Under the Equality Act, employers and organisations must make reasonable adjustments to ensure disabled people can access jobs and services as easily as non-disabled people. But, says Castro: “It’s not enough. People use legislation as the standard, but who says it is the right standard?
“The Equality Act is outdated. Even the building code isn’t good enough. Look at disabled bathrooms: a small space suitable for wheelchairs and baby changing. How do I turn? I can’t because I’ll rip [the changer] off the wall.”
Disability will eventually affect everyone
The prevalence of disability rises with age: 45% of people over the state pension age are disabled, as are a majority – 58% – aged 80 and over. Says Begum: “We will all experience disability at some point, either our own or that of an aging parent. And yet the infrastructure around us barely accommodates people with disabilities.”

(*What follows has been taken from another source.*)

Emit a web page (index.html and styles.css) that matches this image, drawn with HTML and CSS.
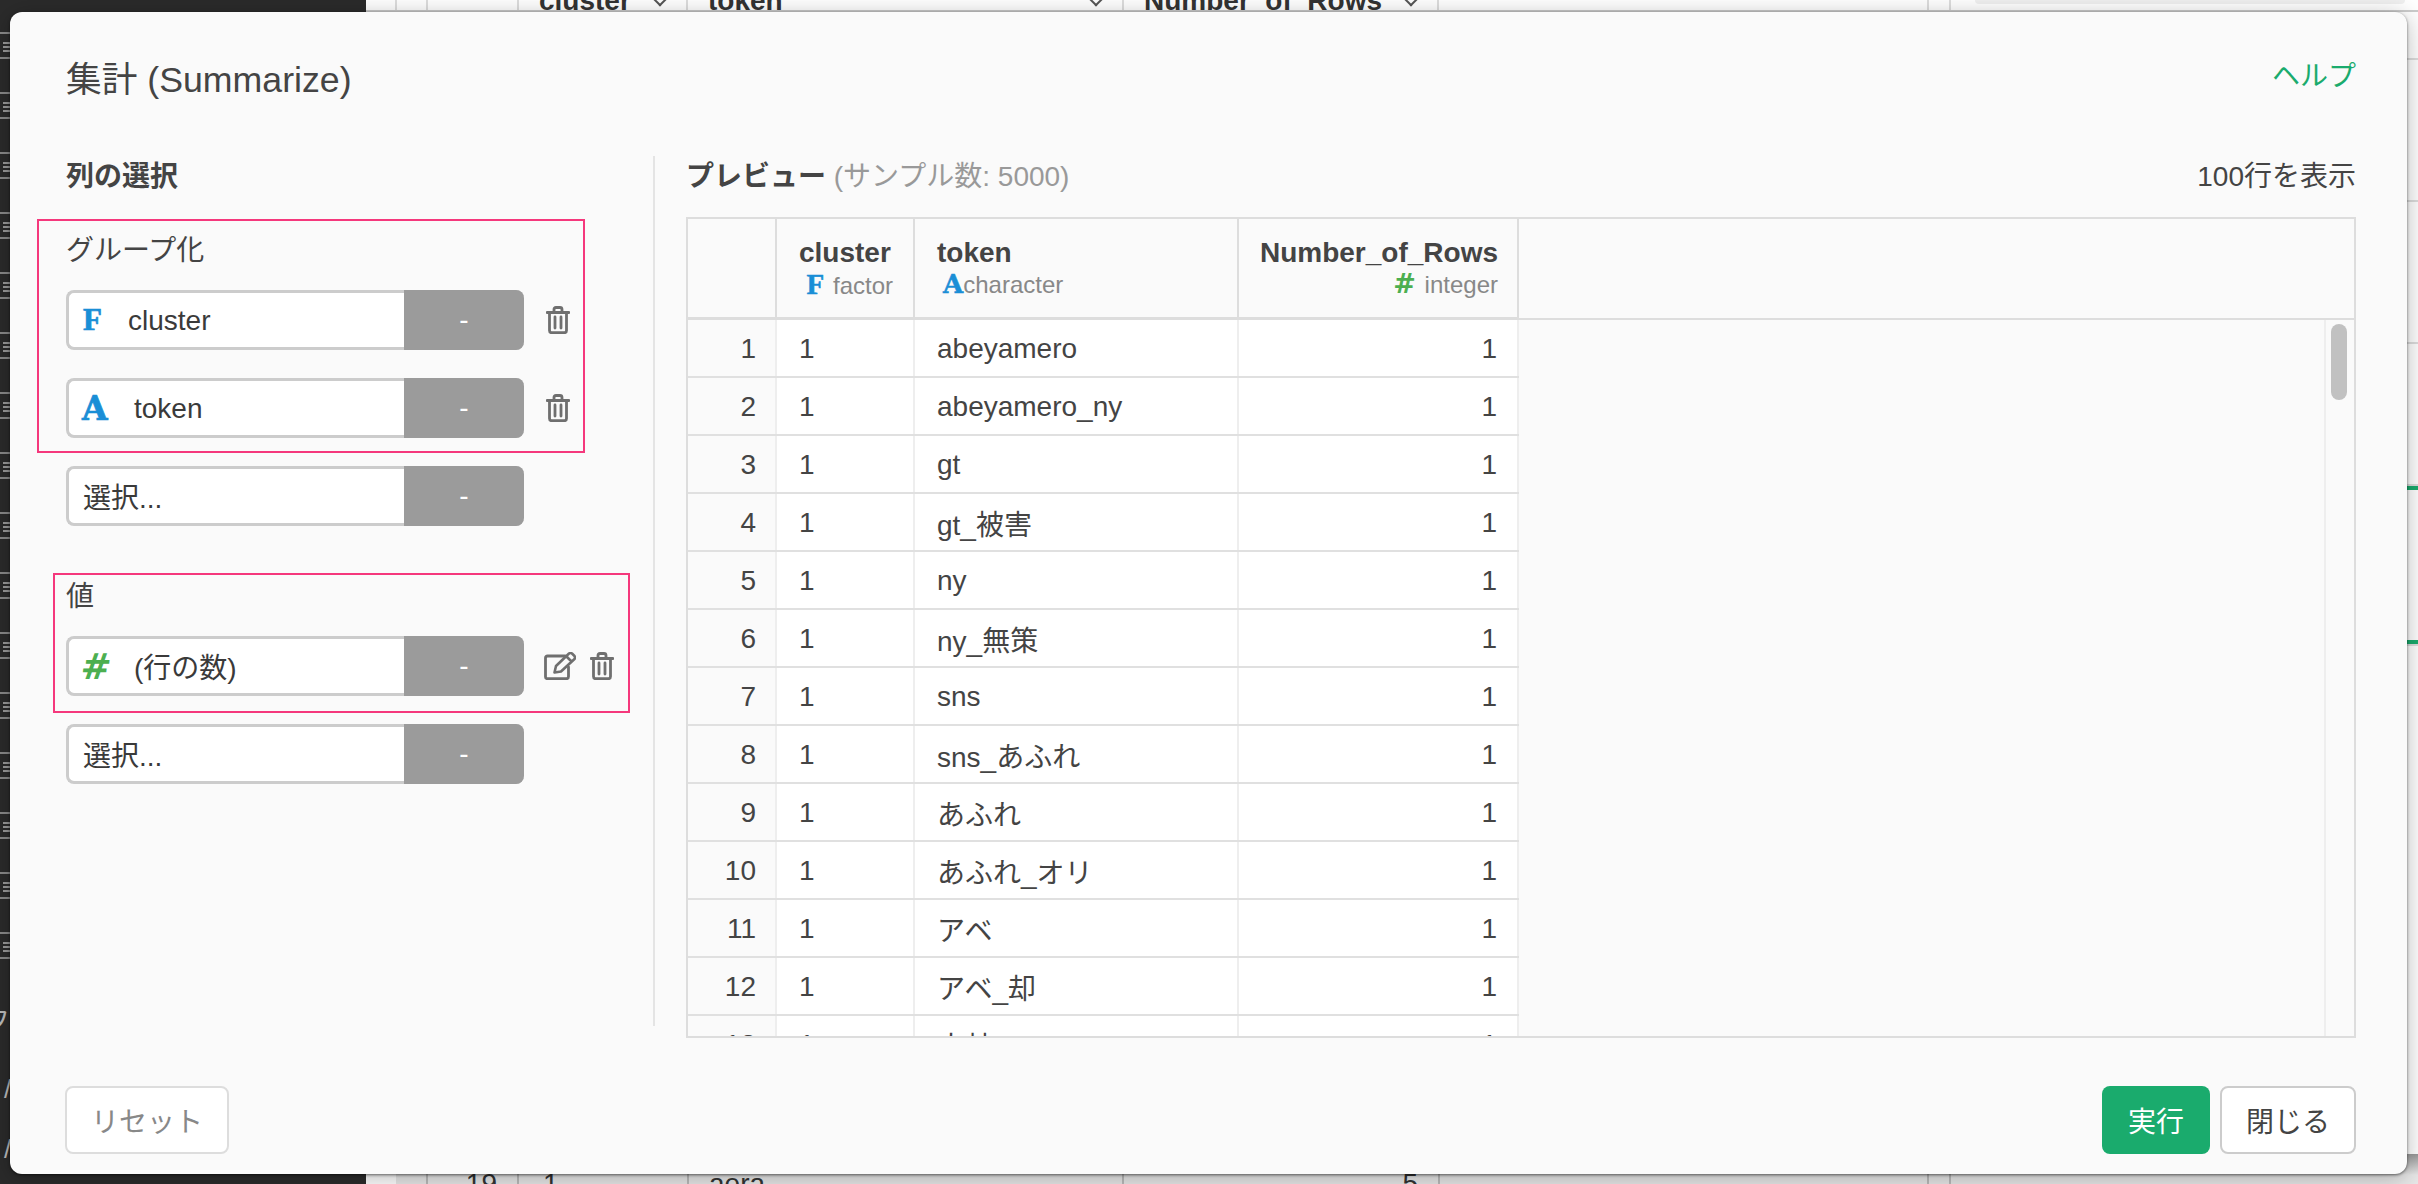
FILE: index.html
```html
<!DOCTYPE html>
<html lang="ja">
<head>
<meta charset="utf-8">
<title>集計 (Summarize)</title>
<link rel="stylesheet" href="styles.css">
</head>
<body>
<svg class="defs" width="0" height="0" aria-hidden="true">
  <symbol id="trash" viewBox="0 0 24 28">
    <path d="M1 6.5h22M8 6V3.5Q8 1.500 10 1.500h4Q16 1.500 16 3.500V6M3.500 7v17.500Q3.500 26.700 5.500 26.700h13Q20.500 26.700 20.500 24.500V7M9 11v11M15 11v11" fill="none" stroke="#6f6f6f" stroke-width="2.800" stroke-linecap="round"/>
  </symbol>
  <symbol id="edit" viewBox="0 0 32 28">
    <path d="M21 4H3.500Q1.500 4 1.500 6v19Q1.500 26.700 3.500 26.700h19Q24.500 26.700 24.500 24.500V15" fill="none" stroke="#6f6f6f" stroke-width="2.800" stroke-linecap="round"/>
    <path d="M10.500 20.500l1.500-6.500L25 1.500q1.500-1 3 0l2.500 2.500q1 1.500 0 3L17 19.500zM22.500 4.500l5.500 5.500" fill="none" stroke="#6f6f6f" stroke-width="2.600" stroke-linejoin="round"/>
  </symbol>
</svg>

<div class="app">
  <aside class="side">
    <div class="side-list"></div>
    <div class="side-text side-kana">フ</div>
    <div class="side-text side-a">く/</div>
    <div class="side-text side-b">く/</div>
  </aside>
  <main class="main">
    <div class="bg-head">
      <div class="bg-c bg-w31"></div>
      <div class="bg-c bg-w31"></div>
      <div class="bg-c bg-w91"></div>
      <div class="bg-c bg-w169">cluster<span class="chev"></span></div>
      <div class="bg-c bg-w436">token<span class="chev"></span></div>
      <div class="bg-c bg-w315">Number_of_Rows<span class="chev"></span></div>
      <div class="bg-c bg-w490"></div>
      <div class="bg-c bg-w22"></div>
      <div class="bg-panel"></div>
    </div>
    <div class="bg-rail">
      <div class="rail-line g1"></div>
      <div class="rail-line g2"></div>
    </div>
    <div class="bg-foot">
      <div class="ft ft-w32"></div>
      <div class="ft ft-w91 ft-num">19</div>
      <div class="ft ft-w170">1</div>
      <div class="ft ft-w435">aera</div>
      <div class="ft ft-w316 ft-num">5</div>
      <div class="ft ft-w489"></div>
      <div class="ft ft-w22"></div>
    </div>
  </main>
</div>

<section class="modal">
  <header class="modal-head">
    <h1 class="title">集計 (Summarize)</h1>
    <a class="help">ヘルプ</a>
  </header>

  <div class="modal-body">
    <div class="left">
      <h2 class="heading left-heading">列の選択</h2>
      <div class="label">グループ化</div>
      <div class="row">
        <div class="sel"><span class="type f">F</span><span class="sel-text t1">cluster</span><span class="sel-btn">-</span></div>
        <svg class="ico trash"><use href="#trash"/></svg>
      </div>
      <div class="row">
        <div class="sel"><span class="type a">A</span><span class="sel-text t2 t-low">token</span><span class="sel-btn">-</span></div>
        <svg class="ico trash"><use href="#trash"/></svg>
      </div>
      <div class="row">
        <div class="sel"><span class="sel-text t0">選択...</span><span class="sel-btn">-</span></div>
      </div>
      <div class="label label-val">値</div>
      <div class="row">
        <div class="sel"><span class="type h">#</span><span class="sel-text t2">(行の数)</span><span class="sel-btn">-</span></div>
        <svg class="ico edit"><use href="#edit"/></svg>
        <svg class="ico trash trash-b"><use href="#trash"/></svg>
      </div>
      <div class="row">
        <div class="sel"><span class="sel-text t0">選択...</span><span class="sel-btn">-</span></div>
      </div>
      <div class="mark mark-a"></div>
      <div class="mark mark-b"></div>
    </div>

    <div class="right">
      <div class="right-head">
        <h2 class="heading">プレビュー <span class="sample">(サンプル数: 5000)</span></h2>
        <span class="count">100行を表示</span>
      </div>
      <div class="grid">
        <div class="grid-head">
          <div class="hc"></div>
          <div class="hc"><b>cluster</b><span class="sub sub-r"><i class="mini f">F</i> factor</span></div>
          <div class="hc"><b>token</b><span class="sub sub-l"><i class="mini a">A</i>character</span></div>
          <div class="hc hc-num"><b>Number_of_Rows</b><span class="sub"><i class="mini h">#</i> integer</span></div>
        </div>
        <div class="grid-body">
          <div class="rows">
            <div class="tr"><span>1</span><span>1</span><span>abeyamero</span><span>1</span></div>
            <div class="tr"><span>2</span><span>1</span><span>abeyamero_ny</span><span>1</span></div>
            <div class="tr"><span>3</span><span>1</span><span>gt</span><span>1</span></div>
            <div class="tr"><span>4</span><span>1</span><span>gt_被害</span><span>1</span></div>
            <div class="tr"><span>5</span><span>1</span><span>ny</span><span>1</span></div>
            <div class="tr"><span>6</span><span>1</span><span>ny_無策</span><span>1</span></div>
            <div class="tr"><span>7</span><span>1</span><span>sns</span><span>1</span></div>
            <div class="tr"><span>8</span><span>1</span><span>sns_あふれ</span><span>1</span></div>
            <div class="tr"><span>9</span><span>1</span><span>あふれ</span><span>1</span></div>
            <div class="tr"><span>10</span><span>1</span><span>あふれ_オリ</span><span>1</span></div>
            <div class="tr"><span>11</span><span>1</span><span>アベ</span><span>1</span></div>
            <div class="tr"><span>12</span><span>1</span><span>アベ_却</span><span>1</span></div>
            <div class="tr"><span>13</span><span>1</span><span>大林</span><span>1</span></div>
          </div>
          <div class="scroll"><div class="thumb"></div></div>
        </div>
      </div>
    </div>
  </div>

  <footer class="modal-foot">
    <button class="btn btn-reset">リセット</button>
    <div class="foot-right">
      <button class="btn btn-run">実行</button>
      <button class="btn btn-close">閉じる</button>
    </div>
  </footer>
</section>
</body>
</html>
```

FILE: styles.css
```css
* { box-sizing: border-box; }
html, body { margin: 0; height: 100%; overflow: hidden; }
body {
  width: 2418px; height: 1184px; position: relative;
  font-family: "Liberation Sans", "Noto Sans CJK JP", sans-serif;
  font-size: 28px; color: #444; background: #fff;
}
.defs { position: absolute; }

/* app behind the dialog */
.app { display: flex; width: 2418px; height: 1184px; }
.side { width: 366px; background: #2b2b2b; position: relative; flex: none; overflow: hidden; }
.side-list {
  margin-top: 32px; height: 960px;
  background:
    repeating-linear-gradient(to bottom, transparent 0 10px, #999 10px 12px, transparent 12px 14px, #999 14px 16px, transparent 16px 18px, #999 18px 20px, transparent 20px 60px) 3px 0 / 7px 100% no-repeat,
    repeating-linear-gradient(to bottom, #8a8a8a 0 2px, transparent 2px 25px, #8a8a8a 25px 27px, transparent 27px 60px) 0 0 / 10px 100% no-repeat;
}
.side-text { position: absolute; color: #bbb; font-size: 26px; line-height: 30px; white-space: nowrap; }
.side-kana { top: 1006px; left: -16px; }
.side-a { top: 1074px; left: -22px; }
.side-b { top: 1134px; left: -22px; }
.main { flex: 1; position: relative; display: flex; flex-direction: column; justify-content: space-between; background: #fff; }
.bg-head { display: flex; height: 12px; border-bottom: 2px solid #ccc; overflow: hidden; }
.bg-c { height: 12px; line-height: 2px; font-weight: 700; color: #333; border-right: 2px solid #ddd; flex: none; padding-left: 20px; position: relative; }
.bg-w31 { width: 31px; }
.bg-w91 { width: 91px; }
.bg-w169 { width: 169px; }
.bg-w436 { width: 436px; }
.bg-w315 { width: 315px; }
.bg-w490 { width: 490px; }
.bg-w22 { width: 22px; }
.bg-panel { position: absolute; left: 1609px; top: 0; width: 430px; height: 4px; background: #f0f0f0; border-radius: 0 0 6px 6px; }
.chev { position: absolute; right: 20px; top: -8px; width: 12px; height: 12px; border-right: 2px solid #555; border-bottom: 2px solid #555; transform: rotate(45deg); }
.bg-rail { position: absolute; right: 0; top: 0; width: 12px; height: 700px; background: repeating-linear-gradient(to bottom, transparent 0 58px, #ddd 58px 60px, transparent 60px 142px) 0 0 / 100% 400px no-repeat; }
.rail-line { position: absolute; left: 0; right: 0; height: 4px; background: #1aab6d; }
.g1 { top: 486px; box-shadow: 0 -2px 0 #ddd; }
.g2 { top: 640px; box-shadow: 0 2px 0 #ddd; }
.bg-foot { display: flex; height: 30px; margin-left: 30px; background: linear-gradient(#999, #e8e8e8 70%); color: #333; overflow: hidden; }
.ft { border-right: 2px solid #bbb; padding: 0 20px; line-height: 60px; flex: none; }
.ft-w32 { width: 32px; padding: 0; }
.ft-w91 { width: 91px; }
.ft-w170 { width: 170px; padding-left: 24px; }
.ft-w435 { width: 435px; }
.ft-w316 { width: 316px; }
.ft-w489 { width: 489px; }
.ft-w22 { width: 22px; padding: 0; }
.ft-num { text-align: right; }

/* dialog */
.modal {
  position: absolute; left: 10px; top: 12px; width: 2397px; height: 1162px;
  background: #fafafa; border-radius: 12px;
  box-shadow: 0 1px 3px rgba(0,0,0,.55), 0 4px 24px rgba(0,0,0,.28);
  padding: 0 51px 0 56px;
  display: flex; flex-direction: column;
}
.modal-head { height: 144px; display: flex; justify-content: space-between; flex: none; padding-top: 46px; }
.title { margin: 0; font-size: 35.7px; font-weight: 400; line-height: 44px; color: #444; }
.help { color: #1aab6d; font-size: 28px; line-height: 44px; margin-top: -3px; }
.modal-body { display: flex; height: 882px; flex: none; align-items: flex-start; }

.left { width: 589px; height: 870px; border-right: 2px solid #e4e4e4; position: relative; flex: none; }
.heading { margin: 0; font-size: 28px; font-weight: 700; line-height: 42px; color: #444; }
.left-heading { margin-bottom: 32px; }
.label { line-height: 42px; margin-bottom: 18px; color: #444; }
.label-val { margin-top: 50px; }
.row { display: flex; align-items: center; height: 60px; margin-bottom: 28px; }
.sel { width: 458px; height: 60px; display: flex; align-items: center; background: #fff; border: 3px solid #ccc; border-right: 0; border-radius: 8px; position: relative; flex: none; }
.sel-text { color: #3a3a3a; flex: 1; white-space: nowrap; }
.t0 { padding-left: 14px; }
.t1 { padding: 2px 0 0 22px; }
.t2 { padding-left: 26px; }
.t-low { padding-top: 2px; }
.sel-btn { width: 120px; align-self: stretch; margin: -3px 0; display: flex; align-items: center; justify-content: center; background: #9b9b9b; color: #fff; border-radius: 0 8px 8px 0; font-size: 28px; flex: none; }
.type { font-weight: 700; color: #1a8ed6; flex: none; padding-left: 14px; -webkit-text-stroke: .7px currentColor; }
.type.f { font-family: "Liberation Serif", serif; font-size: 31px; width: 37px; }
.type.a { font-family: "DejaVu Serif", serif; font-size: 33px; padding-left: 13px; width: 39px; }
.type.h { font-family: "DejaVu Sans", sans-serif; font-size: 36px; color: #4caf50; width: 39px; padding-left: 12px; transform: skewX(-6deg); -webkit-text-stroke: 0; }
.ico { flex: none; height: 28px; }
.trash { width: 24px; margin-left: 22px; }
.edit { width: 32px; margin-left: 20px; }
.trash-b { margin-left: 14px; }
.mark { position: absolute; border: 2px solid #f5387c; pointer-events: none; }
.mark-a { left: -29px; top: 63px; width: 548px; height: 234px; }
.mark-b { left: -13px; top: 417px; width: 577px; height: 140px; }

.right { flex: 1; padding-left: 31px; min-width: 0; }
.right-head { display: flex; justify-content: space-between; align-items: flex-start; height: 42px; margin-bottom: 19px; }
.sample { font-weight: 400; color: #999; }
.count { color: #444; line-height: 42px; }
.grid { height: 821px; border: 2px solid #ddd; display: flex; flex-direction: column; overflow: hidden; }
.grid-head { display: grid; grid-template-columns: 89px 138px 324px 280px; height: 101px; flex: none; box-shadow: inset 0 -2px 0 #ddd; }
.hc { height: 101px; border-right: 2px solid #ddd; border-bottom: 3px solid #ddd; padding: 18px 19px 0 22px; display: flex; flex-direction: column; line-height: 32px; color: #444; }
.hc b { font-weight: 700; white-space: nowrap; }
.hc-num { text-align: right; padding-left: 10px; }
.sub { font-size: 24px; color: #888; line-height: 30px; white-space: nowrap; }
.sub-r { text-align: right; margin-right: 1px; }
.sub-l { padding-left: 6px; }
.mini { font-style: normal; font-weight: 700; color: #1a8ed6; }
.mini.f { font-family: "Liberation Serif", serif; font-size: 29px; margin-right: 2px; -webkit-text-stroke: .5px currentColor; }
.mini.a { font-family: "DejaVu Serif", serif; font-size: 26px; -webkit-text-stroke: .5px currentColor; }
.mini.h { font-family: "DejaVu Sans", sans-serif; color: #4caf50; font-size: 27px; margin-right: 2px; }
.grid-body { flex: 1; display: flex; justify-content: space-between; overflow: hidden; min-height: 0; }
.rows { width: 831px; flex: none; }
.tr { display: grid; grid-template-columns: 89px 138px 324px 280px; height: 58px; background: #fff; border-bottom: 2px solid #e0e0e0; color: #444; }
.tr span { display: flex; align-items: center; padding: 1px 20px 0 22px; border-right: 2px solid #eee; white-space: nowrap; }
.tr span:first-child { justify-content: flex-end; background: #fafafa; padding-right: 19px; }
.tr span:nth-child(4) { justify-content: flex-end; }
.scroll { width: 30px; flex: none; border-left: 2px solid #eee; padding: 4px 5px 0 5px; }
.thumb { width: 16px; height: 76px; background: #c1c1c1; border-radius: 8px; }

.modal-foot { display: flex; justify-content: space-between; padding-top: 48px; flex: none; }
.foot-right { display: flex; gap: 10px; }
.btn { height: 68px; font: inherit; border-radius: 8px; background: #fff; padding: 0; color: #444; }
.btn-reset { width: 164px; border: 2px solid #ddd; color: #888; margin-left: -1px; }
.btn-run { width: 108px; border: 0; background: #1aab6d; color: #fff; }
.btn-close { width: 136px; border: 2px solid #ccc; }
```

As Goss adds with a cackle: “You’ve got a choice: die young or become disabled. Happy Monday!
“We need to recognise that it’s not only about how we get more disabled people into work. It’s about how to retain people once they become disabled.”
“We miss out on everything”
There is no one-size-fits-all approach to disabled inclusivity. It will vary from company to company, to service user to service user. But, warns Goss, without inclusion, companies risk losing staff, customers and, ultimately, the ability to grow. “And that is something no company can afford to lose.”
As Castro adds: “We miss out on everything. Innovation, growth, harmony, compassion, empathy. Every facet, every layer of the human fibre – that is what we’re losing out on.”